| SET TASK |
Produce a word-for-word copy of the listing below without its pictures.

### INPUT ROWS ###

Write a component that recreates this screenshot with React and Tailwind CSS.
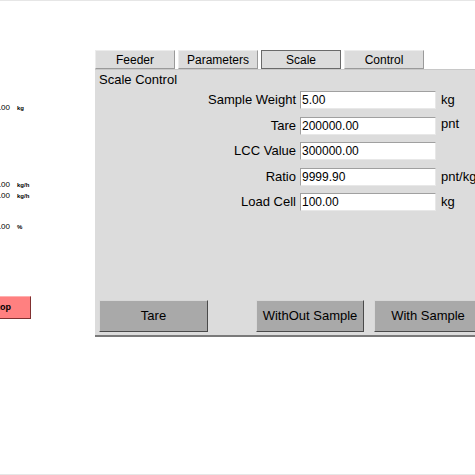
import React from "react";

const rows = [
  { label: "Sample Weight", value: "5.00", unit: "kg" },
  { label: "Tare", value: "200000.00", unit: "pnt", high: true },
  { label: "LCC Value", value: "300000.00", unit: "" },
  { label: "Ratio", value: "9999.90", unit: "pnt/kg" },
  { label: "Load Cell", value: "100.00", unit: "kg" },
];

const tabs = ["Feeder", "Parameters", "Scale", "Control"];

const Reading = ({ value, unit }) => (
  <div className="flex items-center h-[10px] gap-[7px]">
    <span className="text-[8px] text-black w-[16px] text-right">{value}</span>
    <span className="text-[6px] font-bold text-black">{unit}</span>
  </div>
);

const PanelButton = ({ children, className = "" }) => (
  <button
    className={`h-[32px] bg-[#a9a9a9] border border-t-[#d8d8d8] border-l-[#d8d8d8] border-r-[#4a4a4a] border-b-[#4a4a4a] text-[13px] text-black ${className}`}
  >
    {children}
  </button>
);

export default function App() {
  return (
    <div
      className="w-[475px] h-[475px] overflow-hidden bg-white border-t border-b border-[#e6e6e6] flex"
      style={{ fontFamily: '"Liberation Sans", Arial, sans-serif' }}
    >
      {/* left readings column, clipped by the window */}
      <div className="w-[101px] shrink-0 flex flex-col ml-[-6px]">
        <div className="mt-[102px]">
          <Reading value=".00" unit="kg" />
        </div>
        <div className="mt-[67px] flex flex-col gap-px">
          <Reading value=".00" unit="kg/h" />
          <Reading value=".00" unit="kg/h" />
        </div>
        <div className="mt-[21px]">
          <Reading value=".00" unit="%" />
        </div>
        <div className="mt-[64px] ml-[-20px] w-[57px] h-[23px] bg-[#ff8080] border border-t-[#ffb0b0] border-l-[#ffb0b0] border-r-[#803030] border-b-[#803030] flex items-center justify-end pr-[19px]">
          <span className="text-[9px] font-bold text-black">Stop</span>
        </div>
      </div>

      {/* scale panel */}
      <div className="w-[400px] shrink-0 flex flex-col mt-[49px]">
        <div className="flex gap-[3px] h-[19px]">
          {tabs.map((t) => (
            <div
              key={t}
              className={`w-[80px] h-[19px] flex items-center justify-center text-[12px] text-black bg-[#dcdcdc] border ${
                t === "Scale"
                  ? "border-[#6a6a6a]"
                  : "border-t-[#ececec] border-l-[#ececec] border-r-[#9a9a9a] border-b-[#9a9a9a]"
              }`}
            >
              {t}
            </div>
          ))}
        </div>
        <div className="h-[268px] bg-[#dcdcdc] border-t border-[#c8c8c8] border-b-2 border-b-[#7a7a7a] flex flex-col px-[4px]">
          <div className="text-[13px] text-black mt-[2px] leading-[16px]">Scale Control</div>
          <div className="flex flex-col gap-[7.5px] mt-[3px]">
            {rows.map((r) => (
              <div key={r.label} className="flex items-center h-[18px]">
                <div className="w-[201px] text-right text-[13px] text-black pr-[4px]">{r.label}</div>
                <div className="w-[136px] h-[18px] bg-white border border-t-[#a0a0a0] border-l-[#a0a0a0] border-r-[#e8e8e8] border-b-[#e8e8e8] text-[12px] text-black leading-[16px] pl-[1px]">
                  {r.value}
                </div>
                <div className={`ml-[5px] text-[13px] text-black whitespace-nowrap ${r.high ? "self-start mt-[-3px]" : ""}`}>
                  {r.unit}
                </div>
              </div>
            ))}
          </div>
          <div className="mt-auto mb-[3px] flex">
            <PanelButton className="w-[109px] shrink-0">Tare</PanelButton>
            <PanelButton className="w-[108px] ml-[48px] shrink-0">WithOut Sample</PanelButton>
            <PanelButton className="w-[108px] ml-[10px] shrink-0">With Sample</PanelButton>
          </div>
        </div>
      </div>
    </div>
  );
}
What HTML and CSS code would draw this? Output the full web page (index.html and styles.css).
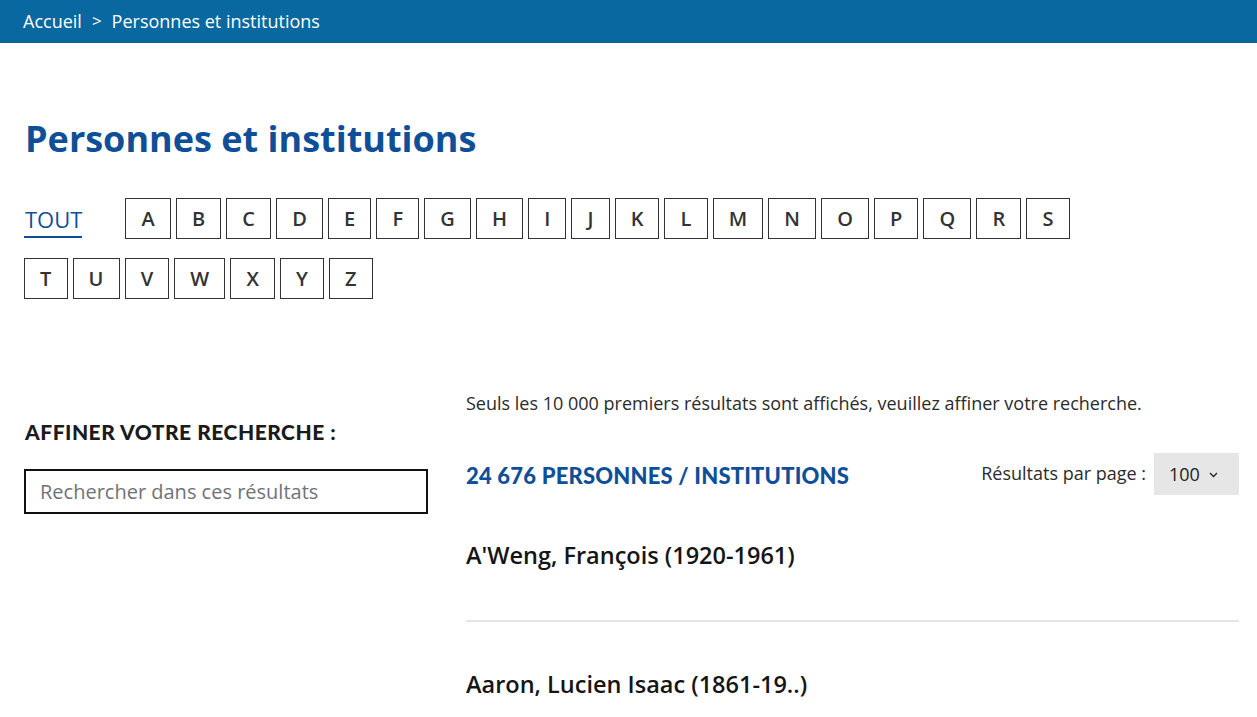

###

| OUTPUT FOR THIS EXERCISE |
Write a component that recreates this screenshot with React and Tailwind CSS.
import React from "react";

const rows = [
  { label: "Sample Weight", value: "5.00", unit: "kg" },
  { label: "Tare", value: "200000.00", unit: "pnt", high: true },
  { label: "LCC Value", value: "300000.00", unit: "" },
  { label: "Ratio", value: "9999.90", unit: "pnt/kg" },
  { label: "Load Cell", value: "100.00", unit: "kg" },
];

const tabs = ["Feeder", "Parameters", "Scale", "Control"];

const Reading = ({ value, unit }) => (
  <div className="flex items-center h-[10px] gap-[7px]">
    <span className="text-[8px] text-black w-[16px] text-right">{value}</span>
    <span className="text-[6px] font-bold text-black">{unit}</span>
  </div>
);

const PanelButton = ({ children, className = "" }) => (
  <button
    className={`h-[32px] bg-[#a9a9a9] border border-t-[#d8d8d8] border-l-[#d8d8d8] border-r-[#4a4a4a] border-b-[#4a4a4a] text-[13px] text-black ${className}`}
  >
    {children}
  </button>
);

export default function App() {
  return (
    <div
      className="w-[475px] h-[475px] overflow-hidden bg-white border-t border-b border-[#e6e6e6] flex"
      style={{ fontFamily: '"Liberation Sans", Arial, sans-serif' }}
    >
      {/* left readings column, clipped by the window */}
      <div className="w-[101px] shrink-0 flex flex-col ml-[-6px]">
        <div className="mt-[102px]">
          <Reading value=".00" unit="kg" />
        </div>
        <div className="mt-[67px] flex flex-col gap-px">
          <Reading value=".00" unit="kg/h" />
          <Reading value=".00" unit="kg/h" />
        </div>
        <div className="mt-[21px]">
          <Reading value=".00" unit="%" />
        </div>
        <div className="mt-[64px] ml-[-20px] w-[57px] h-[23px] bg-[#ff8080] border border-t-[#ffb0b0] border-l-[#ffb0b0] border-r-[#803030] border-b-[#803030] flex items-center justify-end pr-[19px]">
          <span className="text-[9px] font-bold text-black">Stop</span>
        </div>
      </div>

      {/* scale panel */}
      <div className="w-[400px] shrink-0 flex flex-col mt-[49px]">
        <div className="flex gap-[3px] h-[19px]">
          {tabs.map((t) => (
            <div
              key={t}
              className={`w-[80px] h-[19px] flex items-center justify-center text-[12px] text-black bg-[#dcdcdc] border ${
                t === "Scale"
                  ? "border-[#6a6a6a]"
                  : "border-t-[#ececec] border-l-[#ececec] border-r-[#9a9a9a] border-b-[#9a9a9a]"
              }`}
            >
              {t}
            </div>
          ))}
        </div>
        <div className="h-[268px] bg-[#dcdcdc] border-t border-[#c8c8c8] border-b-2 border-b-[#7a7a7a] flex flex-col px-[4px]">
          <div className="text-[13px] text-black mt-[2px] leading-[16px]">Scale Control</div>
          <div className="flex flex-col gap-[7.5px] mt-[3px]">
            {rows.map((r) => (
              <div key={r.label} className="flex items-center h-[18px]">
                <div className="w-[201px] text-right text-[13px] text-black pr-[4px]">{r.label}</div>
                <div className="w-[136px] h-[18px] bg-white border border-t-[#a0a0a0] border-l-[#a0a0a0] border-r-[#e8e8e8] border-b-[#e8e8e8] text-[12px] text-black leading-[16px] pl-[1px]">
                  {r.value}
                </div>
                <div className={`ml-[5px] text-[13px] text-black whitespace-nowrap ${r.high ? "self-start mt-[-3px]" : ""}`}>
                  {r.unit}
                </div>
              </div>
            ))}
          </div>
          <div className="mt-auto mb-[3px] flex">
            <PanelButton className="w-[109px] shrink-0">Tare</PanelButton>
            <PanelButton className="w-[108px] ml-[48px] shrink-0">WithOut Sample</PanelButton>
            <PanelButton className="w-[108px] ml-[10px] shrink-0">With Sample</PanelButton>
          </div>
        </div>
      </div>
    </div>
  );
}
What HTML and CSS code would draw this? Output the full web page (index.html and styles.css).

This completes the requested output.